Code that builds pages
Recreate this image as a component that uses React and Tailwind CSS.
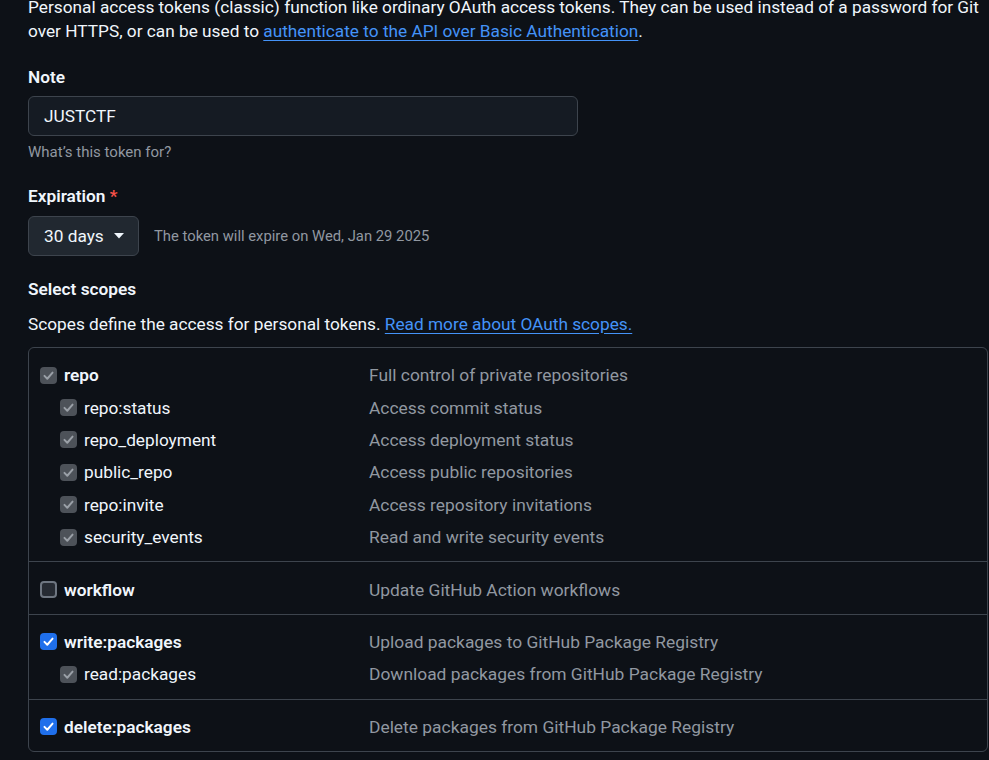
import React from 'react';

const groups = [
  [
    { name: 'repo', desc: 'Full control of private repositories', state: 'disabled', top: true },
    { name: 'repo:status', desc: 'Access commit status', state: 'disabled' },
    { name: 'repo_deployment', desc: 'Access deployment status', state: 'disabled' },
    { name: 'public_repo', desc: 'Access public repositories', state: 'disabled' },
    { name: 'repo:invite', desc: 'Access repository invitations', state: 'disabled' },
    { name: 'security_events', desc: 'Read and write security events', state: 'disabled' },
  ],
  [{ name: 'workflow', desc: 'Update GitHub Action workflows', state: 'unchecked', top: true }],
  [
    { name: 'write:packages', desc: 'Upload packages to GitHub Package Registry', state: 'checked', top: true },
    { name: 'read:packages', desc: 'Download packages from GitHub Package Registry', state: 'disabled' },
  ],
  [{ name: 'delete:packages', desc: 'Delete packages from GitHub Package Registry', state: 'checked', top: true }],
];

const Checkbox = ({ state }) => {
  if (state === 'unchecked') {
    return <span className="block w-[17px] h-[17px] rounded-[4px] border-2 border-[#6e7681] bg-[#262b33] shrink-0" />;
  }
  const checked = state === 'checked';
  return (
    <span
      className={`flex items-center justify-center w-[17px] h-[17px] rounded-[4px] shrink-0 ${
        checked ? 'bg-[#1f6feb]' : 'bg-[#4d5259]'
      }`}
    >
      <svg width="13" height="13" viewBox="0 0 16 16" fill="none">
        <polyline
          points="3,8.5 6.5,12 13,4.5"
          stroke={checked ? '#ffffff' : '#9aa0a7'}
          strokeWidth="2.4"
          strokeLinecap="round"
          strokeLinejoin="round"
        />
      </svg>
    </span>
  );
};

const ScopeRow = ({ row }) => (
  <div className="flex items-center h-[32.4px]">
    <div className={`flex items-center w-[329px] gap-[7px] ${row.top ? '' : 'pl-[20px]'}`}>
      <Checkbox state={row.state} />
      <span className={`text-[#f0f6fc] ${row.top ? 'font-semibold' : ''}`}>{row.name}</span>
    </div>
    <span className="text-[#9198a1] text-[17.4px]">{row.desc}</span>
  </div>
);

export default function App() {
  return (
    <div
      className="min-h-screen w-full overflow-hidden bg-[#0d1117] text-[#f0f6fc] text-[17.25px] leading-[24px]"
      style={{ fontFamily: 'Roboto, "Noto Sans", sans-serif' }}
    >
      <div className="pl-[28px] w-[988px]">
        <p className="mt-[-5px] whitespace-nowrap">
          Personal access tokens (classic) function like ordinary OAuth access tokens. They can be used instead of a password for Git
          <br />
          over HTTPS, or can be used to{' '}
          <a className="text-[#4493f8] underline underline-offset-[3px]">authenticate to the API over Basic Authentication</a>.
        </p>

        <label className="block mt-[22px] font-semibold">Note</label>
        <div className="mt-[7px] w-[550px] h-[40px] flex items-center px-[15px] rounded-[6px] border border-[#3d444d] bg-[#151b23]">
          JUSTCTF
        </div>
        <p className="mt-[6px] text-[15px] leading-[20px] text-[#9198a1]">What’s this token for?</p>

        <label className="block mt-[22px] font-semibold">
          Expiration <span className="text-[#f85149]">*</span>
        </label>
        <div className="mt-[8px] flex items-center gap-[15px]">
          <button className="h-[40px] w-[111px] shrink-0 whitespace-nowrap flex items-center gap-[10px] px-[15px] rounded-[6px] border border-[#3d444d] bg-[#212830] text-[#f0f6fc]">
            <span className="whitespace-nowrap">30 days</span>
            <svg width="10" height="6" viewBox="0 0 10 6" className="shrink-0">
              <polygon points="0,0 10,0 5,5.5" fill="#f0f6fc" />
            </svg>
          </button>
          <span className="text-[14.8px] text-[#9198a1]">The token will expire on Wed, Jan 29 2025</span>
        </div>

        <h3 className="mt-[21px] font-semibold">Select scopes</h3>
        <p className="mt-[11px]">
          Scopes define the access for personal tokens.{' '}
          <a className="text-[#4493f8] underline underline-offset-[3px]">Read more about OAuth scopes.</a>
        </p>

        <div className="mt-[11px] rounded-[6px] border border-[#3d444d] w-[960px]">
          {groups.map((g, i) => (
            <div key={i} className={`px-[11px] pt-[11px] pb-[8px] ${i > 0 ? 'border-t border-[#3d444d]' : ''}`}>
              {g.map((row) => (
                <ScopeRow key={row.name} row={row} />
              ))}
            </div>
          ))}
        </div>
      </div>
    </div>
  );
}
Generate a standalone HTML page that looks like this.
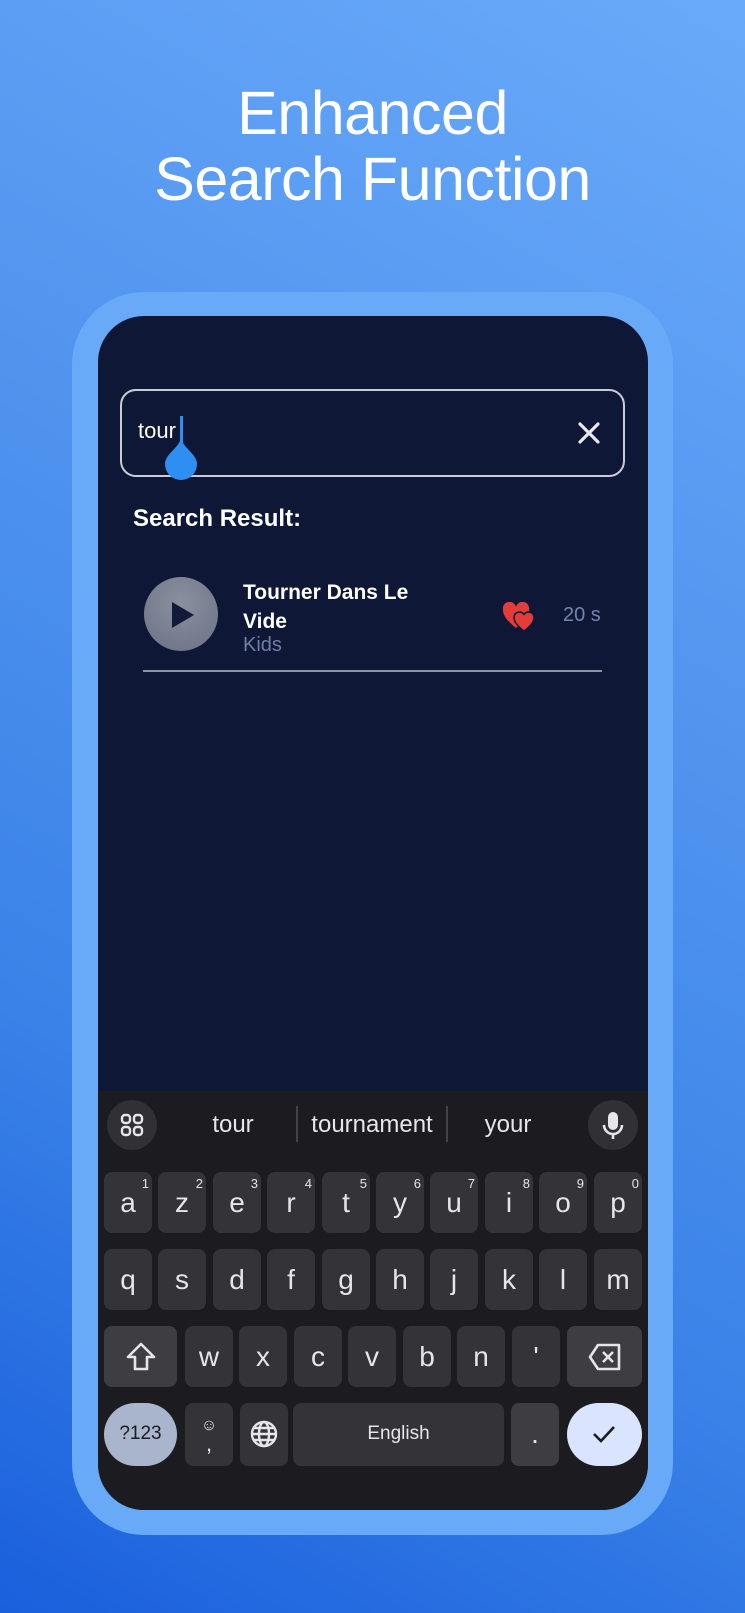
<!DOCTYPE html>
<html><head><meta charset="utf-8"><style>
*{margin:0;padding:0;box-sizing:border-box}
body{width:745px;height:1613px;overflow:hidden;position:relative;font-family:"Liberation Sans",sans-serif;
background:linear-gradient(210deg,#6aaafa 0%,#4f93ee 40%,#3a82e8 70%,#1a5fdc 100%);}
.abs{position:absolute}
.title{left:0;width:745px;text-align:center;color:#fff;font-size:61px;line-height:66px;top:80px;letter-spacing:-0.5px}
.frame{left:72px;top:292px;width:601px;height:1243px;border-radius:72px;background:#68a9f8}
.screen{left:98px;top:316px;width:550px;height:1194px;border-radius:46px;background:#0e1735;overflow:hidden}
.kb{left:0;top:775px;width:550px;height:419px;background:#1c1c20}
.key{position:absolute;width:48px;height:61px;background:#333338;border-radius:8px;color:#e6e6e8;font-size:28px;text-align:center;line-height:62px}
.key sup{position:absolute;right:3px;top:-19px;font-size:13px}
</style></head><body>
<div class="abs title">Enhanced<br>Search Function</div>
<div class="abs frame"></div>
<div class="abs screen">
  <div class="abs" style="left:22px;top:73px;width:505px;height:88px;border:2px solid #c9ccd6;border-radius:16px"></div>
  <div class="abs" style="left:40px;top:102px;color:#fff;font-size:22px">tour</div>
  <div class="abs" style="left:82px;top:100px;width:3px;height:30px;background:#2f8ff0"></div>
  <svg class="abs" style="left:66px;top:122px" width="34" height="42" viewBox="0 0 34 42"><path d="M17 0 C19 10 33 16 33 26 A16 16 0 0 1 1 26 C1 16 15 10 17 0Z" fill="#2f8ff0"/></svg>
  <svg class="abs" style="left:479px;top:105px" width="24" height="24" viewBox="0 0 24 24"><path d="M3 3L21 21M21 3L3 21" stroke="#e8e8ee" stroke-width="3.2" stroke-linecap="round"/></svg>
  <div class="abs" style="left:35px;top:189px;color:#fff;font-size:24px;font-weight:bold">Search Result:</div>
  <div class="abs" style="left:46px;top:261px;width:74px;height:74px;border-radius:50%;background:radial-gradient(circle at 50% 35%,#8a909e,#6a7185)"></div>
  <svg class="abs" style="left:72px;top:285px" width="26" height="28" viewBox="0 0 26 28"><path d="M2 1L24 14L2 27Z" fill="#111a36"/></svg>
  <div class="abs" style="left:145px;top:262px;color:#fff;font-size:21px;font-weight:bold;line-height:29px">Tourner Dans Le<br>Vide</div>
  <div class="abs" style="left:145px;top:318px;color:#6f7fa6;font-size:20px">Kids</div>
  <svg class="abs" style="left:405px;top:286px" width="34" height="30" viewBox="0 0 34 30"><path d="M13 26C3 18 0 13 0 8A6.5 6.5 0 0 1 13 5A6.5 6.5 0 0 1 26 8C26 13 23 18 13 26Z" fill="#e63b3b"/><path d="M21 29C13 23 11 19 11 15A5.5 5.5 0 0 1 21 12.5A5.5 5.5 0 0 1 31 15C31 19 29 23 21 29Z" fill="#e63b3b" stroke="#0e1735" stroke-width="1.5"/></svg>
  <div class="abs" style="left:465px;top:288px;color:#7384ab;font-size:20px">20 s</div>
  <div class="abs" style="left:45px;top:354px;width:459px;height:2px;background:#8d93a3"></div>

  <div class="abs kb">
    <div class="abs" style="left:9px;top:9px;width:50px;height:50px;border-radius:50%;background:#303035"></div>
    <svg class="abs" style="left:22px;top:22px" width="24" height="24" viewBox="0 0 24 24" fill="none" stroke="#e6e6e8" stroke-width="2.4"><rect x="2" y="2" width="8" height="8" rx="3"/><rect x="14" y="2" width="8" height="8" rx="3"/><rect x="2" y="14" width="8" height="8" rx="3"/><rect x="14" y="14" width="8" height="8" rx="3"/></svg>
    <div class="abs" style="left:80px;top:20px;width:110px;text-align:center;color:#e6e6e8;font-size:24px">tour</div>
    <div class="abs" style="left:198px;top:15px;width:2px;height:36px;background:#444"></div>
    <div class="abs" style="left:200px;top:20px;width:148px;text-align:center;color:#e6e6e8;font-size:24px">tournament</div>
    <div class="abs" style="left:348px;top:15px;width:2px;height:36px;background:#444"></div>
    <div class="abs" style="left:355px;top:20px;width:110px;text-align:center;color:#e6e6e8;font-size:24px">your</div>
    <div class="abs" style="left:490px;top:9px;width:50px;height:50px;border-radius:50%;background:#303035"></div>
    <svg class="abs" style="left:503px;top:20px" width="24" height="30" viewBox="0 0 24 30"><rect x="7" y="1" width="10" height="18" rx="5" fill="#e6e6e8"/><path d="M3 14a9 9 0 0 0 18 0M12 23v5" stroke="#e6e6e8" stroke-width="2.6" fill="none"/></svg>

    <div class="key" style="left:6px;top:81px">a<sup>1</sup></div>
    <div class="key" style="left:60px;top:81px">z<sup>2</sup></div>
    <div class="key" style="left:115px;top:81px">e<sup>3</sup></div>
    <div class="key" style="left:169px;top:81px">r<sup>4</sup></div>
    <div class="key" style="left:224px;top:81px">t<sup>5</sup></div>
    <div class="key" style="left:278px;top:81px">y<sup>6</sup></div>
    <div class="key" style="left:332px;top:81px">u<sup>7</sup></div>
    <div class="key" style="left:387px;top:81px">i<sup>8</sup></div>
    <div class="key" style="left:441px;top:81px">o<sup>9</sup></div>
    <div class="key" style="left:496px;top:81px">p<sup>0</sup></div>

    <div class="key" style="left:6px;top:158px">q</div>
    <div class="key" style="left:60px;top:158px">s</div>
    <div class="key" style="left:115px;top:158px">d</div>
    <div class="key" style="left:169px;top:158px">f</div>
    <div class="key" style="left:224px;top:158px">g</div>
    <div class="key" style="left:278px;top:158px">h</div>
    <div class="key" style="left:332px;top:158px">j</div>
    <div class="key" style="left:387px;top:158px">k</div>
    <div class="key" style="left:441px;top:158px">l</div>
    <div class="key" style="left:496px;top:158px">m</div>

    <div class="key" style="left:6px;top:235px;width:73px;background:#3d3d42"></div>
    <svg class="abs" style="left:27px;top:250px" width="32" height="32" viewBox="0 0 32 32"><path d="M16 3L3 16H10V28H22V16H29Z" fill="none" stroke="#e6e6e8" stroke-width="2.6" stroke-linejoin="round"/></svg>
    <div class="key" style="left:87px;top:235px">w</div>
    <div class="key" style="left:141px;top:235px">x</div>
    <div class="key" style="left:196px;top:235px">c</div>
    <div class="key" style="left:250px;top:235px">v</div>
    <div class="key" style="left:305px;top:235px">b</div>
    <div class="key" style="left:359px;top:235px">n</div>
    <div class="key" style="left:414px;top:235px">'</div>
    <div class="key" style="left:469px;top:235px;width:75px;background:#3d3d42"></div>
    <svg class="abs" style="left:490px;top:252px" width="34" height="28" viewBox="0 0 34 28"><path d="M10 2H31V26H10L2 14Z" fill="none" stroke="#e6e6e8" stroke-width="2.6" stroke-linejoin="round"/><path d="M15 9L25 19M25 9L15 19" stroke="#e6e6e8" stroke-width="2.6"/></svg>

    <div class="key" style="left:6px;top:312px;width:73px;height:63px;border-radius:32px;background:#a9b4cd;color:#1c1c20;font-size:19px;line-height:62px">?123</div>
    <div class="key" style="left:87px;top:312px;height:63px"><span style="position:absolute;left:0;width:48px;top:-8px;font-size:16px">☺</span><span style="position:absolute;left:0;width:48px;top:10px;font-size:22px">,</span></div>
    <div class="key" style="left:142px;top:312px;height:63px"></div>
    <svg class="abs" style="left:151px;top:328px" width="30" height="30" viewBox="0 0 30 30" fill="none" stroke="#e6e6e8" stroke-width="2.4"><circle cx="15" cy="15" r="12"/><ellipse cx="15" cy="15" rx="5" ry="12"/><path d="M3 15H27M5 9H25M5 21H25"/></svg>
    <div class="key" style="left:195px;top:312px;width:211px;height:63px;font-size:19px;line-height:62px">English</div>
    <div class="key" style="left:413px;top:312px;height:63px;background:#3d3d42">.</div>
    <div class="key" style="left:469px;top:312px;width:75px;height:63px;border-radius:32px;background:#dbe4ff"></div>
    <svg class="abs" style="left:493px;top:332px" width="26" height="22" viewBox="0 0 26 22"><path d="M3 11L10 18L23 4" fill="none" stroke="#1c1c20" stroke-width="2.6"/></svg>
  </div>
</div>
</body></html>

◆ What is needed:
Take the material above from its first line through the line holding "import React from 'react';" and set it down exactly, without the pictures.

◆ Solution to the problem:
Recreate this image as a component that uses React and Tailwind CSS.
import React from 'react';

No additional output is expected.